What to work on: Each line containing the word "this" needs to be copied.

Records with interface code:
[start]
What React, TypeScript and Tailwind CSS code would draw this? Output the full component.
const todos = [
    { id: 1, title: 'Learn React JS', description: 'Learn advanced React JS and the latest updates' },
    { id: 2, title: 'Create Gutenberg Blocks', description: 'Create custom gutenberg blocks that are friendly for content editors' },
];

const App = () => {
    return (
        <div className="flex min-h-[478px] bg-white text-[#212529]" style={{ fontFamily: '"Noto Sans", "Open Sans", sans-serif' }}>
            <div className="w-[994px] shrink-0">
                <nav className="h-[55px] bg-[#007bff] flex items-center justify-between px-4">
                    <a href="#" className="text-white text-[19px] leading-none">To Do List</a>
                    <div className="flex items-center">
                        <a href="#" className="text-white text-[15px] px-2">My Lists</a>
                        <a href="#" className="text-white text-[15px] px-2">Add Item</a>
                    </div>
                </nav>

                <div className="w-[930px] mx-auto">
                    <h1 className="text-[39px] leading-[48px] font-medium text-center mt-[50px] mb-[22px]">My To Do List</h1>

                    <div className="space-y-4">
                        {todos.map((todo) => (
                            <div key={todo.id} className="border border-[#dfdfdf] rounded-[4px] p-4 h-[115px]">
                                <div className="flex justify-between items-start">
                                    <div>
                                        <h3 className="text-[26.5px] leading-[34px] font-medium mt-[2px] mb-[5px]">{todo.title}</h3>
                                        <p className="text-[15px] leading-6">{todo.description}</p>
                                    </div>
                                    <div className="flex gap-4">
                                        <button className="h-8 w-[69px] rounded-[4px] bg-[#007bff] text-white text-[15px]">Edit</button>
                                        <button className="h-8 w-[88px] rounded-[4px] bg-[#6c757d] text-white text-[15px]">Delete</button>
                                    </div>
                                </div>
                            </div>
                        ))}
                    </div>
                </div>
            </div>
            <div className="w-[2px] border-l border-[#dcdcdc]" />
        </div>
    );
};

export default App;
[end]
[start]
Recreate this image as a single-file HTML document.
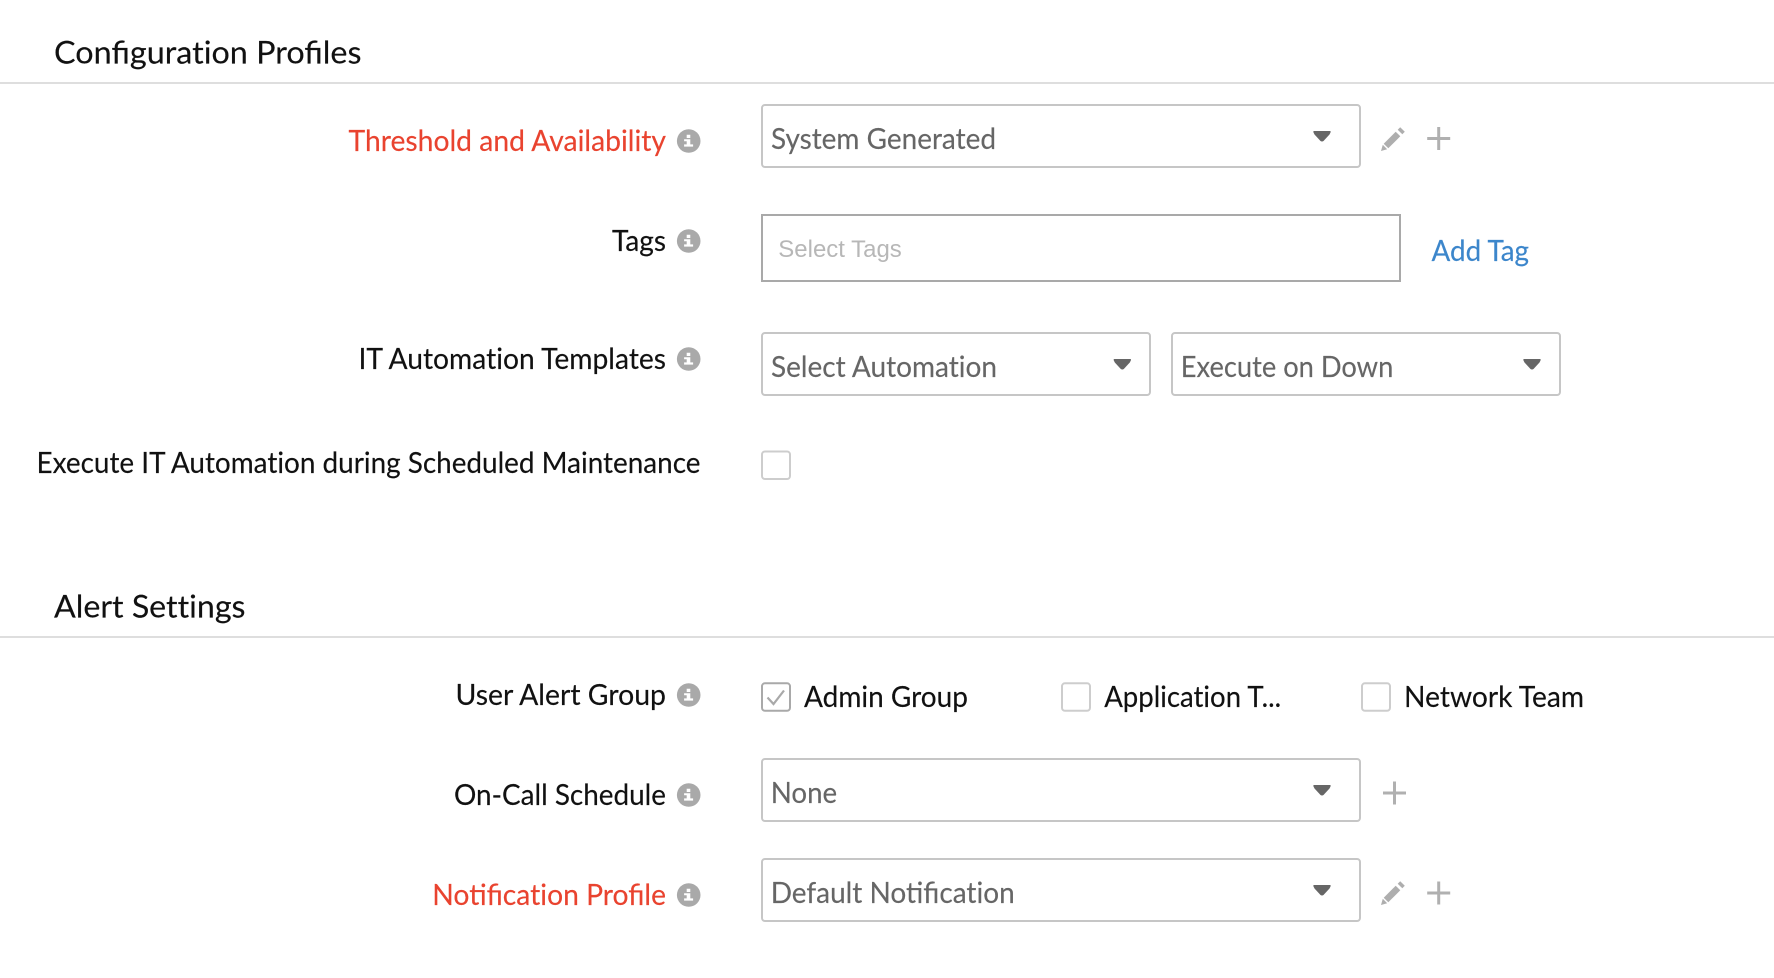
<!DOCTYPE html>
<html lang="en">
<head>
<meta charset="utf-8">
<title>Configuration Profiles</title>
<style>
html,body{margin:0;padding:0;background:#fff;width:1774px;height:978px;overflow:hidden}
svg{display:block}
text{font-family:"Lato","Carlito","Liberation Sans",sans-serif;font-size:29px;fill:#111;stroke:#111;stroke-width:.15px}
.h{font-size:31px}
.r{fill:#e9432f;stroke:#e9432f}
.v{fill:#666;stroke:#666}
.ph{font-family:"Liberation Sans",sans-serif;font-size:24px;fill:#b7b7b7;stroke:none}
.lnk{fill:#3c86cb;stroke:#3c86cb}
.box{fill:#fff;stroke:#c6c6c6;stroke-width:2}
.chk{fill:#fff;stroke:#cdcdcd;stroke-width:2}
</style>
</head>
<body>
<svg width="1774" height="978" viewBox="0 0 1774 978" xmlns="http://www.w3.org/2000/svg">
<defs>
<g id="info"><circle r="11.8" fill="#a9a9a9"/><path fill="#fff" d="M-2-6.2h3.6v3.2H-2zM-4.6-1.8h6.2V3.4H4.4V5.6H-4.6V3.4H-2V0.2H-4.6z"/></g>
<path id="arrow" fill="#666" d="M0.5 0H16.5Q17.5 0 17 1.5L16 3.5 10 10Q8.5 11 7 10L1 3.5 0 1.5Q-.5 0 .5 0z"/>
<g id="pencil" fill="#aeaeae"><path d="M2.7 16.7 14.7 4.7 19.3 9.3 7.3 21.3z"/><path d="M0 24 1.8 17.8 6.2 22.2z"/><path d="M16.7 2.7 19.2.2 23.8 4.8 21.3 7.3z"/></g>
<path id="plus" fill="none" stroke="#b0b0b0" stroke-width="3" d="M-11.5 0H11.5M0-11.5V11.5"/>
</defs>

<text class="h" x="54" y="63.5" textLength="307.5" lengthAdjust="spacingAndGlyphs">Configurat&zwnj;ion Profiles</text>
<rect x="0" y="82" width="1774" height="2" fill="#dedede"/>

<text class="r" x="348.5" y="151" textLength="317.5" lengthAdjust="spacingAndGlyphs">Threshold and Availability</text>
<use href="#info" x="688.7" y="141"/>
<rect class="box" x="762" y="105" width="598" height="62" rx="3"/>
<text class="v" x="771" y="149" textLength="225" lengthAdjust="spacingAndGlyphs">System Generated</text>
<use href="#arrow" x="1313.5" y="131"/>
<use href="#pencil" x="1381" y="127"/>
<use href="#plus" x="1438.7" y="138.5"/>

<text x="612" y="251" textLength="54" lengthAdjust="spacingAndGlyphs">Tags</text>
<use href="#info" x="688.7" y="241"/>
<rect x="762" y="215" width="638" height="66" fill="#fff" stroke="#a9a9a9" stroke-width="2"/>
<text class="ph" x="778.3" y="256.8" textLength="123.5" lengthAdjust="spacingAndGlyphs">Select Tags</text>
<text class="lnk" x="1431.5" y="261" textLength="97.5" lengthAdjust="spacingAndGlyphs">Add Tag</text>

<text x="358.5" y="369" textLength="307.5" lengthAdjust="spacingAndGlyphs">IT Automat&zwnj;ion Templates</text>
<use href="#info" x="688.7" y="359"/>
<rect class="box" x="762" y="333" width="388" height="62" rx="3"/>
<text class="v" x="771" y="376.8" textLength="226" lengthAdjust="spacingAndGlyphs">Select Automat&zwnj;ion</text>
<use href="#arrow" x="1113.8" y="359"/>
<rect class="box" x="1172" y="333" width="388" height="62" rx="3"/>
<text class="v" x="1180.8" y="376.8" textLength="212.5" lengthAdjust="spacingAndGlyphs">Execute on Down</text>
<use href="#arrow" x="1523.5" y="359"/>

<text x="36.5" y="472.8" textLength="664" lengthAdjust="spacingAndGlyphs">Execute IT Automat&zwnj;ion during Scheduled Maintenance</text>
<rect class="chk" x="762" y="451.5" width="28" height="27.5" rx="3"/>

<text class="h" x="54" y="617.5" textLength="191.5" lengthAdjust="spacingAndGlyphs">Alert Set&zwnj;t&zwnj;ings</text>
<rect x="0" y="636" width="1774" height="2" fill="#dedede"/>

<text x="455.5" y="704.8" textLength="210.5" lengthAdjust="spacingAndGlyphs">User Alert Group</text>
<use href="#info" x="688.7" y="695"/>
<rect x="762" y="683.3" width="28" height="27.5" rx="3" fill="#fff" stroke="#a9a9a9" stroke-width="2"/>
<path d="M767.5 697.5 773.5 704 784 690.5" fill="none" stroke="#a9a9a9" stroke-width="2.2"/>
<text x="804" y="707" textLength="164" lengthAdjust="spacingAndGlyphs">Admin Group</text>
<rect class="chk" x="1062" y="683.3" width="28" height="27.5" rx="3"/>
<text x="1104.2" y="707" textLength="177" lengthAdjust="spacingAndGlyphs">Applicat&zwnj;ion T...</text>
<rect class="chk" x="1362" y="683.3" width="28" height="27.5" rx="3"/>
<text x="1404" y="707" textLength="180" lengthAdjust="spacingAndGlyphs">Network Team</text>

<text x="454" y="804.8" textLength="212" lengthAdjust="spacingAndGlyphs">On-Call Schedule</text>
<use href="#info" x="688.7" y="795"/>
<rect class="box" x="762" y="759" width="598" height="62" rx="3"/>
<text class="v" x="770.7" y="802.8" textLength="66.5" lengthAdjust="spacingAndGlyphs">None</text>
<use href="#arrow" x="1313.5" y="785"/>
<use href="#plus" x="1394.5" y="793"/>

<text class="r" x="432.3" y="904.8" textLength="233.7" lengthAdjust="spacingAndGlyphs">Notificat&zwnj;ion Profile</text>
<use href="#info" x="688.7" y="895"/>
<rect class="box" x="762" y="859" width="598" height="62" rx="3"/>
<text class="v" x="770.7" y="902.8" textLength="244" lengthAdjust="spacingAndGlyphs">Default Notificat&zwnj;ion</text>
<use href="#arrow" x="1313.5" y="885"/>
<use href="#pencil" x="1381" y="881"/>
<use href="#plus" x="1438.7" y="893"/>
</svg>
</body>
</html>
[end]
[start]
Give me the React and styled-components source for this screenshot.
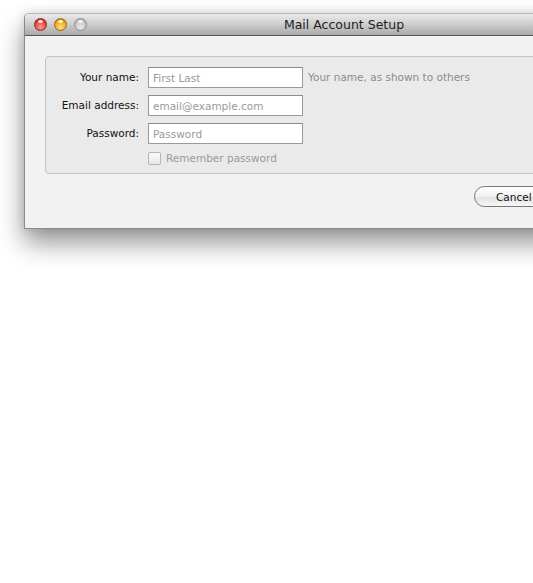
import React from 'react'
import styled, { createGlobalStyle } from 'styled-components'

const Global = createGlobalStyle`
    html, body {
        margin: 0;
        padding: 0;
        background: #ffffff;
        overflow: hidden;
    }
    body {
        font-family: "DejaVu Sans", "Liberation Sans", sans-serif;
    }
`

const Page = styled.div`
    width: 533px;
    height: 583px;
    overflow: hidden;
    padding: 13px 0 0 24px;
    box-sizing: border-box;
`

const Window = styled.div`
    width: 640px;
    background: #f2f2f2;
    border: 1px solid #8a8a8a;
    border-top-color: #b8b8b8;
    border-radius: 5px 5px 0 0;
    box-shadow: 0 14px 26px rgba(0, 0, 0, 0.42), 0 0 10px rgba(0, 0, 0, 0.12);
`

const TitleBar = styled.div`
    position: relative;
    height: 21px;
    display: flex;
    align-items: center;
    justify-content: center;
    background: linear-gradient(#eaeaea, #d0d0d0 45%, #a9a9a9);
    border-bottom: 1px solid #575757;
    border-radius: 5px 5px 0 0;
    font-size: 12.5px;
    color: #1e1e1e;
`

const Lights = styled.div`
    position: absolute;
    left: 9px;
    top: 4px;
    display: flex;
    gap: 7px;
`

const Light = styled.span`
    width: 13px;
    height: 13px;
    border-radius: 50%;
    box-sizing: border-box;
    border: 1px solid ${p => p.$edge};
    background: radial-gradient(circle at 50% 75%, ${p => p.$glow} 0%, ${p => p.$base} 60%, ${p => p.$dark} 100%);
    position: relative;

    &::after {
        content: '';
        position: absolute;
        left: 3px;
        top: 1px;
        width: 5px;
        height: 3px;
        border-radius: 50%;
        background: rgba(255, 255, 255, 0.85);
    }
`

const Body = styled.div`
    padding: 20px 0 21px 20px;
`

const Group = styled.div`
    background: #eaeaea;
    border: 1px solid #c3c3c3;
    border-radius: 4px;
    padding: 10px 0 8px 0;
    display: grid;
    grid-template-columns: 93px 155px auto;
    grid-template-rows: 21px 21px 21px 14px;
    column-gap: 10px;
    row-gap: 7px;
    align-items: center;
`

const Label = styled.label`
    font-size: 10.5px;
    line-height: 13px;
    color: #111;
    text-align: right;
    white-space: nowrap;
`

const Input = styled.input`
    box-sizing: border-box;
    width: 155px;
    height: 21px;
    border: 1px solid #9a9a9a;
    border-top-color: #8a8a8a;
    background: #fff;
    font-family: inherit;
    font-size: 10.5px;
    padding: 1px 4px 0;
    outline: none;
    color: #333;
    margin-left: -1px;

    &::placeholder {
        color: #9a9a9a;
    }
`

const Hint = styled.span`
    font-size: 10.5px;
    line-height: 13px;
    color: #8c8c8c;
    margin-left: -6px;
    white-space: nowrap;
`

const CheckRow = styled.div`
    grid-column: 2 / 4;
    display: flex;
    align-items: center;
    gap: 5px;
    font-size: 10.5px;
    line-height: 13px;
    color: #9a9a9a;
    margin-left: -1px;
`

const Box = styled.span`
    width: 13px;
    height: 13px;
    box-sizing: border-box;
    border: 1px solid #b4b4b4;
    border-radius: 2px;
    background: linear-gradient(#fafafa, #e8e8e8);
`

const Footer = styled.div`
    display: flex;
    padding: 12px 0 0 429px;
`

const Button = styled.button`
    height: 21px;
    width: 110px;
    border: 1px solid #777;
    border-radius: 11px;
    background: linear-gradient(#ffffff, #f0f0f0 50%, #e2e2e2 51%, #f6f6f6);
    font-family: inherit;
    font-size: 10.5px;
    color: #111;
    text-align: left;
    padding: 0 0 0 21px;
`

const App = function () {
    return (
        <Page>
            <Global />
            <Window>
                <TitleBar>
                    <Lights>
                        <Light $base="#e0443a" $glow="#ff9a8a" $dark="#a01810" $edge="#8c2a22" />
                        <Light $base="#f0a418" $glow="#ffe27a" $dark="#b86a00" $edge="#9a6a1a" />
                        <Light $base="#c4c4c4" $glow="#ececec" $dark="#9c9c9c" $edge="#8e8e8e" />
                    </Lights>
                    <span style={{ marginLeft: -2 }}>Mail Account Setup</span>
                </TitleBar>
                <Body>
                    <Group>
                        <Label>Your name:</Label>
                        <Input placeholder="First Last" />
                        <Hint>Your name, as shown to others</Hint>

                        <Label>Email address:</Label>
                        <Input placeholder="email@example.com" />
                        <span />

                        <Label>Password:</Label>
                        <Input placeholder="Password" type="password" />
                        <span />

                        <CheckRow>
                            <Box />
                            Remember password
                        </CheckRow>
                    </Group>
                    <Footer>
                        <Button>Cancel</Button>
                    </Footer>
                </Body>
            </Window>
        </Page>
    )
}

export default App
[end]
Exercise solution:
What React, TypeScript and Tailwind CSS code would draw this? Output the full component.
Recreate this image as a single-file HTML document.
Give me the React and styled-components source for this screenshot.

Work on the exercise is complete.